Ormai non ci sono più dubbi. Theo van Gogh, il regista,
giornalista e polemista olandese ammazzato martedì mattina, è
rimasto vittima di un assassinio rituale di matrice islamica, di un
omicidio multiculturale.[…]
Quando van Gogh,
già ferito e caduto dalla sua bicicletta, tenta di fuggire,
inciampa e cade a cavallo tra il marciapiede e la corsia per i
ciclisti. Si avvicina il suo assassino, un uomo smilzo, alto circa un
metro e settanta, vestito in un abito marocchino tradizionale. Il
regista alza le mani in un gesto disperato e urla: “Non lo fare!
Pietà!”. L’altro invece punta la pistola e spara otto,
nove colpi. Poi tira fuori dal suo abito una specie di spada con la
quale comincia a tagliare la gola della vittima agonizzante “come
una pagnotta”, secondo un testimone terrorizzato. E’ il rituale
dello sgozzamento, praticato dalla setta degli Assassini, dai
guerriglieri islamici algerini, dai terroristi in Iraq, e ora anche
dai loro seguaci in Europa. Dopo i primi tagli, lascia stare e tira
fuori un coltello più piccolo con il quale, pungendo, sulla
pancia di van Gogh fissa un foglio con scritto su qualcosa.
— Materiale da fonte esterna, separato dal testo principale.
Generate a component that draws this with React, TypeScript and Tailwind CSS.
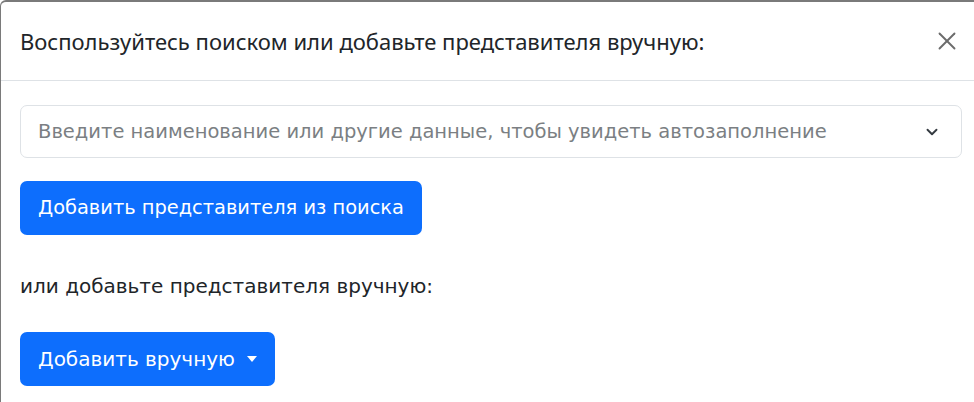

Il
contenuto non è ancora reso pubblico, ma probabilmente si
tratta di versetti del Corano, come risposta alla “blasfemia” di
van Gogh, che aveva osato dipingere corpi nudi di donne con testi
presi dal libro sacro. Alla fine, l’omicida si mette in fuga con la
pistola in mano, ma, avendo perso tempo, sarà presto
catturato, anche se soltanto dopo uno scontro a fuoco con la polizia.
[…]
E così
sta finendo l’era dell’ideale multiculturale e dell’“integrazione
conservando la propria identità”, che dagli anni Settanta in
poi sono state alla base della politica olandese nei confronti delle
minoranze etniche, culturali o religiose. Di questa tendenza si rende
perfettamente interprete Hugo Borst, columnist del quotidiano
nazionale Algemeen Dagblad, commentando furiosamente un episodio
successo sul luogo del delitto: “Quanto siamo maledettamente
politically correct in questo paese è illustrato da una
testimone che ha assistito alla trasformazione di Theo da porco
infedele in bacheca coranica. A un giornalista che le chiedeva
l’identikit del boia, ha detto soltanto che portava un cappello e
occhiali, ma non ha voluto dire che aveva anche un vestito
tradizionale arabo. Non che avesse paura, no, questa sostenitrice
fanatica della società multietnica non voleva stigmatizzare,
nemmeno davanti al cadavere ancora tiepido di Theo…”.